English 250

Research Seminar: Eros and Expression


Section Semester Instructor Time Location Course Areas
4 Fall 2011 Turner, James Grantham
Turner, James
Thurs. 3:30-6:30 108 Wheeler

Other Readings and Media

Plato: The Symposium; Ovid: Metamorphoses; Shakespeare: Antony and Cleopatra; Cleland: Fanny Hill: Or, Memoirs of a Woman of Pleasure

Description

At the core, highly selective readings from the most influential explorations of Eros, desire, and sexuality: Plato’s Symposium and passages from Phaedrus, episodes from Lucretius’ De Rerum Natura and Ovid’s Metamorphosis A (including Narcissus and Pygmalion), Lucian’s Erotes (sometimes attributed to an imitator), Montaigne’s essay “On Some Verses of Virgil,” Shakespeare’s Antony and Cleopatra, Cleland’s Memoirs of a Woman of Pleasure (“Fanny Hill”), Mozart and Da Ponte’s Don Giovanni (in live performance), Kierkegaard’s “The Immediate Erotic Stages or the Musical Erotic” (in Either/Or), and the Schumann/Heine Dichterliebe. An even more selective list of twentieth-century essays may include Freud, Derrida, Foucault, and Kristeva. Texts will be read in translation with the original on hand for comparison.
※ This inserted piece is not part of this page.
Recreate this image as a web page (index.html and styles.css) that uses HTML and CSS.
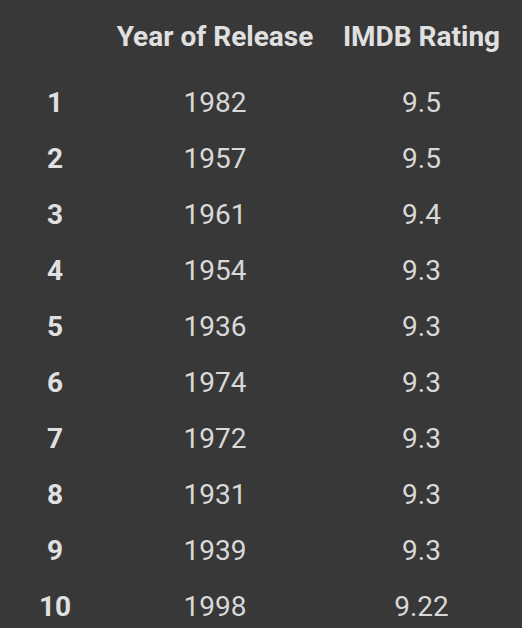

Participants will pursue and present their own research projects in the light of issues that arise in these texts – for example, you might be working on Petrarchism and its expropriation by women poets, or Enlightenment libertinism, or Keats, or Lacan’s “sublime.” I could circulate drafts of my own current projects, on the “erotic Renaissance” and responses to the art object, or the persistence of the physical in neo-Platonism, or evolving conceptions of “Romance” including Eric Rohmer’s last film, Les Amours d’Astrée et de Céladon.

Don Giovanni will be seen live at San Francisco Opera (subsidized by the James D. Hart Chair); other texts and sound recordings available via bSpace.

The requirement fulfilled by this course will be determined by the instructor based on the student's work.